>> begin

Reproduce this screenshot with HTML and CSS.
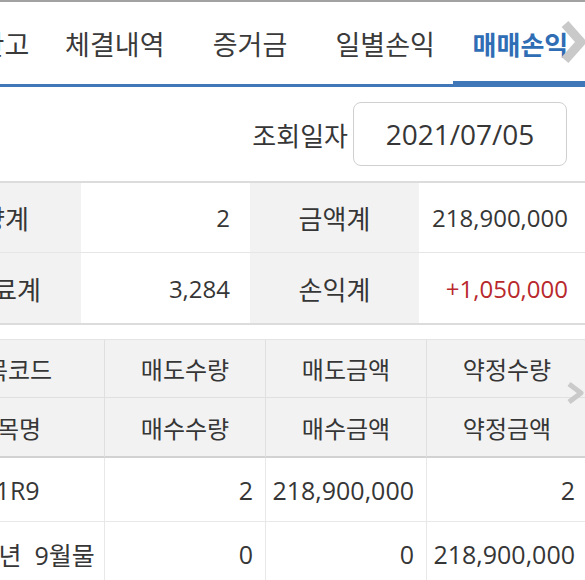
FILE: index.html
```html
<!DOCTYPE html>
<html lang="ko">
<head>
    <meta charset="UTF-8">
    <meta name="viewport" content="width=device-width, initial-scale=1.0">
    <title>매매손익</title>
    <link rel="stylesheet" href="styles.css">
</head>
<body>
    <div class="page">
        <div class="tabs">
            <div class="tab">미결잔고</div>
            <div class="tab">체결내역</div>
            <div class="tab">증거금</div>
            <div class="tab">일별손익</div>
            <div class="tab active">매매손익</div>
        </div>

        <div class="search-row">
            <span class="search-label">조회일자</span>
            <div class="date-box">2021/07/05</div>
        </div>

        <div class="summary">
            <div class="sum-label first">수량계</div>
            <div class="sum-value">2</div>
            <div class="sum-label">금액계</div>
            <div class="sum-value">218,900,000</div>
            <div class="sum-label first">수수료계</div>
            <div class="sum-value">3,284</div>
            <div class="sum-label">손익계</div>
            <div class="sum-value plus">+1,050,000</div>
        </div>

        <div class="grid">
            <div class="head">종목코드</div>
            <div class="head">매도수량</div>
            <div class="head">매도금액</div>
            <div class="head">약정수량</div>
            <div class="head head-last">종목명</div>
            <div class="head head-last">매수수량</div>
            <div class="head head-last">매수금액</div>
            <div class="head head-last">약정금액</div>

            <div class="cell left">KR4101R9</div>
            <div class="cell">2</div>
            <div class="cell">218,900,000</div>
            <div class="cell">2</div>
            <div class="cell left">F 2021년&nbsp; 9월물</div>
            <div class="cell">0</div>
            <div class="cell">0</div>
            <div class="cell">218,900,000</div>
        </div>
    </div>

    <svg class="arrow arrow-tabs" width="30" height="46" viewBox="0 0 30 46">
        <polyline points="6,5 22,23 6,41" fill="none" stroke="#c9c9c9" stroke-width="9" stroke-linejoin="round"/>
    </svg>
    <svg class="arrow arrow-grid" width="20" height="24" viewBox="0 0 20 24">
        <polyline points="3,3 15,12 3,21" fill="none" stroke="#cacaca" stroke-width="5" stroke-linejoin="round"/>
    </svg>
</body>
</html>
```

FILE: styles.css
```css
* {
    margin: 0;
    padding: 0;
    box-sizing: border-box;
}

body {
    font-family: "Open Sans", "Noto Sans CJK KR", sans-serif;
    color: #363636;
    background: #ffffff;
    overflow: hidden;
    height: 580px;
}

.page {
    width: 676px;
    margin-left: -88px;
}

.tabs {
    display: flex;
    border-top: 2px solid #a2a2a2;
    border-bottom: 3px solid #3f77b9;
}

.tab {
    flex: 1;
    height: 82px;
    display: flex;
    align-items: center;
    justify-content: center;
    font-family: "Noto Sans CJK KR", sans-serif;
    font-size: 27px;
    color: #3a3a3a;
}

.tab.active {
    color: #2f6db5;
    font-weight: 700;
    font-size: 26px;
    box-shadow: inset 0 -3px 0 #3f77b9;
}

.search-row {
    display: flex;
    justify-content: flex-end;
    align-items: center;
    gap: 5px;
    padding: 15px 21px 15px 0;
}

.search-label {
    font-family: "Noto Sans CJK KR", sans-serif;
    font-size: 26px;
}

.date-box {
    width: 214px;
    height: 64px;
    border: 1px solid #d0d0d0;
    border-radius: 8px;
    display: flex;
    align-items: center;
    justify-content: center;
    font-size: 28px;
}

.summary {
    display: grid;
    grid-template-columns: repeat(4, 1fr);
    border-top: 2px solid #dcdcdc;
    border-bottom: 2px solid #dcdcdc;
}

.sum-label,
.sum-value {
    height: 70px;
    display: flex;
    align-items: center;
}

.summary > div:nth-child(-n+4) {
    border-bottom: 1px solid #e6e6e6;
}

.sum-label {
    justify-content: center;
    background: #f2f2f2;
    font-family: "Noto Sans CJK KR", sans-serif;
    font-size: 26px;
}

.sum-label.first {
    padding-right: 7px;
}

.sum-value {
    justify-content: flex-end;
    padding-right: 20px;
    font-size: 24px;
}

.plus {
    color: #b8282d;
}

.grid {
    display: grid;
    grid-template-columns: 193px repeat(3, 161px);
    margin-top: 14px;
    border-top: 1px solid #e4e4e4;
}

.head {
    height: 58px;
    display: flex;
    align-items: center;
    justify-content: center;
    background: #f2f2f2;
    border-right: 1px solid #e0e0e0;
    border-bottom: 1px solid #e0e0e0;
    font-family: "Noto Sans CJK KR", sans-serif;
    font-size: 24px;
}

.head-last {
    height: 60px;
    border-bottom: 2px solid #d2d2d2;
}

.cell {
    height: 64px;
    display: flex;
    align-items: center;
    justify-content: flex-end;
    padding: 0 12px;
    border-right: 1px solid #e8e8e8;
    border-bottom: 1px solid #e8e8e8;
    font-size: 25px;
    white-space: nowrap;
}

.cell.left {
    justify-content: flex-start;
    padding-left: 10px;
}

.arrow {
    position: absolute;
}

.arrow-tabs {
    left: 559px;
    top: 19px;
}

.arrow-grid {
    left: 566px;
    top: 381px;
}
```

>> end

* _REQUEST_: Reproduce every line exactly and omit all pictures.

* _EXERCISE SOLUTION_:
Reproduce this screenshot with HTML and CSS.
FILE: index.html
```html
<!DOCTYPE html>
<html lang="ko">
<head>
    <meta charset="UTF-8">
    <meta name="viewport" content="width=device-width, initial-scale=1.0">
    <title>매매손익</title>
    <link rel="stylesheet" href="styles.css">
</head>
<body>
    <div class="page">
        <div class="tabs">
            <div class="tab">미결잔고</div>
            <div class="tab">체결내역</div>
            <div class="tab">증거금</div>
            <div class="tab">일별손익</div>
            <div class="tab active">매매손익</div>
        </div>

        <div class="search-row">
            <span class="search-label">조회일자</span>
            <div class="date-box">2021/07/05</div>
        </div>

        <div class="summary">
            <div class="sum-label first">수량계</div>
            <div class="sum-value">2</div>
            <div class="sum-label">금액계</div>
            <div class="sum-value">218,900,000</div>
            <div class="sum-label first">수수료계</div>
            <div class="sum-value">3,284</div>
            <div class="sum-label">손익계</div>
            <div class="sum-value plus">+1,050,000</div>
        </div>

        <div class="grid">
            <div class="head">종목코드</div>
            <div class="head">매도수량</div>
            <div class="head">매도금액</div>
            <div class="head">약정수량</div>
            <div class="head head-last">종목명</div>
            <div class="head head-last">매수수량</div>
            <div class="head head-last">매수금액</div>
            <div class="head head-last">약정금액</div>

            <div class="cell left">KR4101R9</div>
            <div class="cell">2</div>
            <div class="cell">218,900,000</div>
            <div class="cell">2</div>
            <div class="cell left">F 2021년&nbsp; 9월물</div>
            <div class="cell">0</div>
            <div class="cell">0</div>
            <div class="cell">218,900,000</div>
        </div>
    </div>

    <svg class="arrow arrow-tabs" width="30" height="46" viewBox="0 0 30 46">
        <polyline points="6,5 22,23 6,41" fill="none" stroke="#c9c9c9" stroke-width="9" stroke-linejoin="round"/>
    </svg>
    <svg class="arrow arrow-grid" width="20" height="24" viewBox="0 0 20 24">
        <polyline points="3,3 15,12 3,21" fill="none" stroke="#cacaca" stroke-width="5" stroke-linejoin="round"/>
    </svg>
</body>
</html>
```

FILE: styles.css
```css
* {
    margin: 0;
    padding: 0;
    box-sizing: border-box;
}

body {
    font-family: "Open Sans", "Noto Sans CJK KR", sans-serif;
    color: #363636;
    background: #ffffff;
    overflow: hidden;
    height: 580px;
}

.page {
    width: 676px;
    margin-left: -88px;
}

.tabs {
    display: flex;
    border-top: 2px solid #a2a2a2;
    border-bottom: 3px solid #3f77b9;
}

.tab {
    flex: 1;
    height: 82px;
    display: flex;
    align-items: center;
    justify-content: center;
    font-family: "Noto Sans CJK KR", sans-serif;
    font-size: 27px;
    color: #3a3a3a;
}

.tab.active {
    color: #2f6db5;
    font-weight: 700;
    font-size: 26px;
    box-shadow: inset 0 -3px 0 #3f77b9;
}

.search-row {
    display: flex;
    justify-content: flex-end;
    align-items: center;
    gap: 5px;
    padding: 15px 21px 15px 0;
}

.search-label {
    font-family: "Noto Sans CJK KR", sans-serif;
    font-size: 26px;
}

.date-box {
    width: 214px;
    height: 64px;
    border: 1px solid #d0d0d0;
    border-radius: 8px;
    display: flex;
    align-items: center;
    justify-content: center;
    font-size: 28px;
}

.summary {
    display: grid;
    grid-template-columns: repeat(4, 1fr);
    border-top: 2px solid #dcdcdc;
    border-bottom: 2px solid #dcdcdc;
}

.sum-label,
.sum-value {
    height: 70px;
    display: flex;
    align-items: center;
}

.summary > div:nth-child(-n+4) {
    border-bottom: 1px solid #e6e6e6;
}

.sum-label {
    justify-content: center;
    background: #f2f2f2;
    font-family: "Noto Sans CJK KR", sans-serif;
    font-size: 26px;
}

.sum-label.first {
    padding-right: 7px;
}

.sum-value {
    justify-content: flex-end;
    padding-right: 20px;
    font-size: 24px;
}

.plus {
    color: #b8282d;
}

.grid {
    display: grid;
    grid-template-columns: 193px repeat(3, 161px);
    margin-top: 14px;
    border-top: 1px solid #e4e4e4;
}

.head {
    height: 58px;
    display: flex;
    align-items: center;
    justify-content: center;
    background: #f2f2f2;
    border-right: 1px solid #e0e0e0;
    border-bottom: 1px solid #e0e0e0;
    font-family: "Noto Sans CJK KR", sans-serif;
    font-size: 24px;
}

.head-last {
    height: 60px;
    border-bottom: 2px solid #d2d2d2;
}

.cell {
    height: 64px;
    display: flex;
    align-items: center;
    justify-content: flex-end;
    padding: 0 12px;
    border-right: 1px solid #e8e8e8;
    border-bottom: 1px solid #e8e8e8;
    font-size: 25px;
    white-space: nowrap;
}

.cell.left {
    justify-content: flex-start;
    padding-left: 10px;
}

.arrow {
    position: absolute;
}

.arrow-tabs {
    left: 559px;
    top: 19px;
}

.arrow-grid {
    left: 566px;
    top: 381px;
}
```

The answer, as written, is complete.